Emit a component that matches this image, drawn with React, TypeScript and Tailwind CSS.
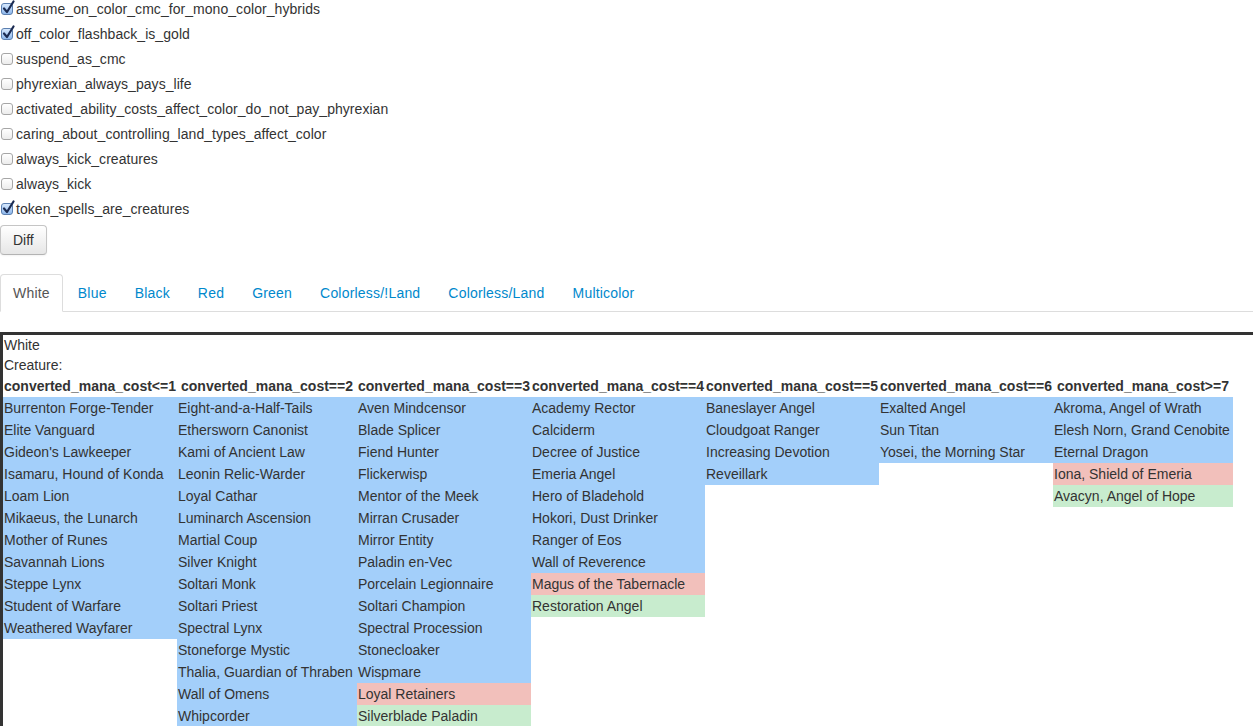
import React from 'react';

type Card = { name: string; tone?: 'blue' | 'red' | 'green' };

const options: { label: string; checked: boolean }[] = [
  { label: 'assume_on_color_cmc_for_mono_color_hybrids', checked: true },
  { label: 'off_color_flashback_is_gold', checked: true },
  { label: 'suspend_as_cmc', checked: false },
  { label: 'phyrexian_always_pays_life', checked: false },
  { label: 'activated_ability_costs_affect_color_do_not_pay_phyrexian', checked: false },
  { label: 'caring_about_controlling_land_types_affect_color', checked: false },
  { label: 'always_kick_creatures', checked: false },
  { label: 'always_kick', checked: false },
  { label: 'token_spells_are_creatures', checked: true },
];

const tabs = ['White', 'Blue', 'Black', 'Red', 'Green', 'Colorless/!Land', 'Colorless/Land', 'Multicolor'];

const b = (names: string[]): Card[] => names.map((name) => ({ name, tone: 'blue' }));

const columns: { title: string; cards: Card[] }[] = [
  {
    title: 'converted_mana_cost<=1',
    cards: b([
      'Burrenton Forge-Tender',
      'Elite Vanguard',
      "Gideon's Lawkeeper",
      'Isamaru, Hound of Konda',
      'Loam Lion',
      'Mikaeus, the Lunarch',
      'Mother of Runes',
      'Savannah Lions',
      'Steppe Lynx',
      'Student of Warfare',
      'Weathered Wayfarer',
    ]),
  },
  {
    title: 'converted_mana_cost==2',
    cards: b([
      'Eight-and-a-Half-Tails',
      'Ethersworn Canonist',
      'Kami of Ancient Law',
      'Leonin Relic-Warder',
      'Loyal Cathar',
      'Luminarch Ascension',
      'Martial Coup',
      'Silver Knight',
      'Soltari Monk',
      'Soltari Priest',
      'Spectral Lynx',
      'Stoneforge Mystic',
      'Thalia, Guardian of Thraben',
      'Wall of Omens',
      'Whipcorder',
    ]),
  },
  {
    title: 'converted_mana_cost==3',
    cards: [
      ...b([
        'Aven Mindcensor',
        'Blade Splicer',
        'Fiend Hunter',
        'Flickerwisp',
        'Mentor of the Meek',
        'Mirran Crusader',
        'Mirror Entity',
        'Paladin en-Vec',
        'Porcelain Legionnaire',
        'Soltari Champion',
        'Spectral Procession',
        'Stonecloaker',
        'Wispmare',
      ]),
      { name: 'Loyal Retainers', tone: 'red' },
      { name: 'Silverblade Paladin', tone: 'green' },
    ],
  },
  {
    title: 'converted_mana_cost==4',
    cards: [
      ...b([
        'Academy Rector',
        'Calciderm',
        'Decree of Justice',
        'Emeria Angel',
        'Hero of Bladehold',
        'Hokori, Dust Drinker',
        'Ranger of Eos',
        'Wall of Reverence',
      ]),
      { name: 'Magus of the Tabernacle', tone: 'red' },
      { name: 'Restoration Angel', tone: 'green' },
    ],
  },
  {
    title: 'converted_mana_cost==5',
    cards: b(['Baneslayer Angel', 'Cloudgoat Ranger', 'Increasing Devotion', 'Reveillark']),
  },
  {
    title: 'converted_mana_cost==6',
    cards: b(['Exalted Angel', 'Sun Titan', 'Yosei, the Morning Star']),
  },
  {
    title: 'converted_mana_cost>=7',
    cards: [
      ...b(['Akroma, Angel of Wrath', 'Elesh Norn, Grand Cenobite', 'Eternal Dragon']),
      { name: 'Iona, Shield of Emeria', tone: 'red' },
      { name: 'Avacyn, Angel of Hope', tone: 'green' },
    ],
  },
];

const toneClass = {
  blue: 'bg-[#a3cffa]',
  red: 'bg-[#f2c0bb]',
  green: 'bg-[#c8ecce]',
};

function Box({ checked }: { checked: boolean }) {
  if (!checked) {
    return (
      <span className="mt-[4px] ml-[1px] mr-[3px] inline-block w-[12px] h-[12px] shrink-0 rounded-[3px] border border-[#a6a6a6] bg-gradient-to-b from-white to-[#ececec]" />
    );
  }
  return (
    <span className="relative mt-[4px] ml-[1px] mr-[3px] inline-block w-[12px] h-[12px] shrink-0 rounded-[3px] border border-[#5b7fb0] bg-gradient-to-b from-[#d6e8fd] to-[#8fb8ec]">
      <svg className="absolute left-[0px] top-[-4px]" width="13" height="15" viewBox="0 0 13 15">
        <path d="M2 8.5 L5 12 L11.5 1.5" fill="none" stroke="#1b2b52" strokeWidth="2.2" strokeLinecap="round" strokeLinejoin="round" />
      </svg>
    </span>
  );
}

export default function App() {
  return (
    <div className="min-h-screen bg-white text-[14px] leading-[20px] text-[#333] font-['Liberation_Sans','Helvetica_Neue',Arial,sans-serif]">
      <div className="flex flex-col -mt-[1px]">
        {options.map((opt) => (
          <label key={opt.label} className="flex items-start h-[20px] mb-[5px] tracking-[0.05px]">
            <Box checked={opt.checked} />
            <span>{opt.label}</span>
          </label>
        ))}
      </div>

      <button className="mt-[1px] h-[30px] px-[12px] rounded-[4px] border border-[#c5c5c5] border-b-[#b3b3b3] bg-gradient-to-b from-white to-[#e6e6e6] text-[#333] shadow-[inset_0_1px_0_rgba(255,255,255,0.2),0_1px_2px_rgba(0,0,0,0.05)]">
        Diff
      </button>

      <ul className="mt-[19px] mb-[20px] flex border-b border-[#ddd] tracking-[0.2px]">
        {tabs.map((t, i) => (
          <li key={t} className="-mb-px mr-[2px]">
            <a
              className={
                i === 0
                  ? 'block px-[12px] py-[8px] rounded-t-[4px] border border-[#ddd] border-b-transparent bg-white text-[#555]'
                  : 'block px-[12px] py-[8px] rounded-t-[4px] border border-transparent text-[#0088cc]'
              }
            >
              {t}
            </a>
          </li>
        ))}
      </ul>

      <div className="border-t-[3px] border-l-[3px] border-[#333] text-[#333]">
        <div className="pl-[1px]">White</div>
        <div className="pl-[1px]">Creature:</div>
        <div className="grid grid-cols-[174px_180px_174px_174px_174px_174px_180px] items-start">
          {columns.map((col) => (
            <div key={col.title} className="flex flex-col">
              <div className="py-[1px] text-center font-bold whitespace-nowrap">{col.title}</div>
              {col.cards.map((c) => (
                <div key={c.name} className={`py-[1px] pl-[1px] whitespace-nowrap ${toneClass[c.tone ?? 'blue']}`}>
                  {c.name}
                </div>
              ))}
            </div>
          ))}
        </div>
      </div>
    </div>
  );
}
***
## WHAT YOU ARE ASKED TO DO
Transcribe the whole listing, character for character, but not its images.

## RESULT OF THE TASK
Emit a component that matches this image, drawn with React, TypeScript and Tailwind CSS.
import React from 'react';

type Card = { name: string; tone?: 'blue' | 'red' | 'green' };

const options: { label: string; checked: boolean }[] = [
  { label: 'assume_on_color_cmc_for_mono_color_hybrids', checked: true },
  { label: 'off_color_flashback_is_gold', checked: true },
  { label: 'suspend_as_cmc', checked: false },
  { label: 'phyrexian_always_pays_life', checked: false },
  { label: 'activated_ability_costs_affect_color_do_not_pay_phyrexian', checked: false },
  { label: 'caring_about_controlling_land_types_affect_color', checked: false },
  { label: 'always_kick_creatures', checked: false },
  { label: 'always_kick', checked: false },
  { label: 'token_spells_are_creatures', checked: true },
];

const tabs = ['White', 'Blue', 'Black', 'Red', 'Green', 'Colorless/!Land', 'Colorless/Land', 'Multicolor'];

const b = (names: string[]): Card[] => names.map((name) => ({ name, tone: 'blue' }));

const columns: { title: string; cards: Card[] }[] = [
  {
    title: 'converted_mana_cost<=1',
    cards: b([
      'Burrenton Forge-Tender',
      'Elite Vanguard',
      "Gideon's Lawkeeper",
      'Isamaru, Hound of Konda',
      'Loam Lion',
      'Mikaeus, the Lunarch',
      'Mother of Runes',
      'Savannah Lions',
      'Steppe Lynx',
      'Student of Warfare',
      'Weathered Wayfarer',
    ]),
  },
  {
    title: 'converted_mana_cost==2',
    cards: b([
      'Eight-and-a-Half-Tails',
      'Ethersworn Canonist',
      'Kami of Ancient Law',
      'Leonin Relic-Warder',
      'Loyal Cathar',
      'Luminarch Ascension',
      'Martial Coup',
      'Silver Knight',
      'Soltari Monk',
      'Soltari Priest',
      'Spectral Lynx',
      'Stoneforge Mystic',
      'Thalia, Guardian of Thraben',
      'Wall of Omens',
      'Whipcorder',
    ]),
  },
  {
    title: 'converted_mana_cost==3',
    cards: [
      ...b([
        'Aven Mindcensor',
        'Blade Splicer',
        'Fiend Hunter',
        'Flickerwisp',
        'Mentor of the Meek',
        'Mirran Crusader',
        'Mirror Entity',
        'Paladin en-Vec',
        'Porcelain Legionnaire',
        'Soltari Champion',
        'Spectral Procession',
        'Stonecloaker',
        'Wispmare',
      ]),
      { name: 'Loyal Retainers', tone: 'red' },
      { name: 'Silverblade Paladin', tone: 'green' },
    ],
  },
  {
    title: 'converted_mana_cost==4',
    cards: [
      ...b([
        'Academy Rector',
        'Calciderm',
        'Decree of Justice',
        'Emeria Angel',
        'Hero of Bladehold',
        'Hokori, Dust Drinker',
        'Ranger of Eos',
        'Wall of Reverence',
      ]),
      { name: 'Magus of the Tabernacle', tone: 'red' },
      { name: 'Restoration Angel', tone: 'green' },
    ],
  },
  {
    title: 'converted_mana_cost==5',
    cards: b(['Baneslayer Angel', 'Cloudgoat Ranger', 'Increasing Devotion', 'Reveillark']),
  },
  {
    title: 'converted_mana_cost==6',
    cards: b(['Exalted Angel', 'Sun Titan', 'Yosei, the Morning Star']),
  },
  {
    title: 'converted_mana_cost>=7',
    cards: [
      ...b(['Akroma, Angel of Wrath', 'Elesh Norn, Grand Cenobite', 'Eternal Dragon']),
      { name: 'Iona, Shield of Emeria', tone: 'red' },
      { name: 'Avacyn, Angel of Hope', tone: 'green' },
    ],
  },
];

const toneClass = {
  blue: 'bg-[#a3cffa]',
  red: 'bg-[#f2c0bb]',
  green: 'bg-[#c8ecce]',
};

function Box({ checked }: { checked: boolean }) {
  if (!checked) {
    return (
      <span className="mt-[4px] ml-[1px] mr-[3px] inline-block w-[12px] h-[12px] shrink-0 rounded-[3px] border border-[#a6a6a6] bg-gradient-to-b from-white to-[#ececec]" />
    );
  }
  return (
    <span className="relative mt-[4px] ml-[1px] mr-[3px] inline-block w-[12px] h-[12px] shrink-0 rounded-[3px] border border-[#5b7fb0] bg-gradient-to-b from-[#d6e8fd] to-[#8fb8ec]">
      <svg className="absolute left-[0px] top-[-4px]" width="13" height="15" viewBox="0 0 13 15">
        <path d="M2 8.5 L5 12 L11.5 1.5" fill="none" stroke="#1b2b52" strokeWidth="2.2" strokeLinecap="round" strokeLinejoin="round" />
      </svg>
    </span>
  );
}

export default function App() {
  return (
    <div className="min-h-screen bg-white text-[14px] leading-[20px] text-[#333] font-['Liberation_Sans','Helvetica_Neue',Arial,sans-serif]">
      <div className="flex flex-col -mt-[1px]">
        {options.map((opt) => (
          <label key={opt.label} className="flex items-start h-[20px] mb-[5px] tracking-[0.05px]">
            <Box checked={opt.checked} />
            <span>{opt.label}</span>
          </label>
        ))}
      </div>

      <button className="mt-[1px] h-[30px] px-[12px] rounded-[4px] border border-[#c5c5c5] border-b-[#b3b3b3] bg-gradient-to-b from-white to-[#e6e6e6] text-[#333] shadow-[inset_0_1px_0_rgba(255,255,255,0.2),0_1px_2px_rgba(0,0,0,0.05)]">
        Diff
      </button>

      <ul className="mt-[19px] mb-[20px] flex border-b border-[#ddd] tracking-[0.2px]">
        {tabs.map((t, i) => (
          <li key={t} className="-mb-px mr-[2px]">
            <a
              className={
                i === 0
                  ? 'block px-[12px] py-[8px] rounded-t-[4px] border border-[#ddd] border-b-transparent bg-white text-[#555]'
                  : 'block px-[12px] py-[8px] rounded-t-[4px] border border-transparent text-[#0088cc]'
              }
            >
              {t}
            </a>
          </li>
        ))}
      </ul>

      <div className="border-t-[3px] border-l-[3px] border-[#333] text-[#333]">
        <div className="pl-[1px]">White</div>
        <div className="pl-[1px]">Creature:</div>
        <div className="grid grid-cols-[174px_180px_174px_174px_174px_174px_180px] items-start">
          {columns.map((col) => (
            <div key={col.title} className="flex flex-col">
              <div className="py-[1px] text-center font-bold whitespace-nowrap">{col.title}</div>
              {col.cards.map((c) => (
                <div key={c.name} className={`py-[1px] pl-[1px] whitespace-nowrap ${toneClass[c.tone ?? 'blue']}`}>
                  {c.name}
                </div>
              ))}
            </div>
          ))}
        </div>
      </div>
    </div>
  );
}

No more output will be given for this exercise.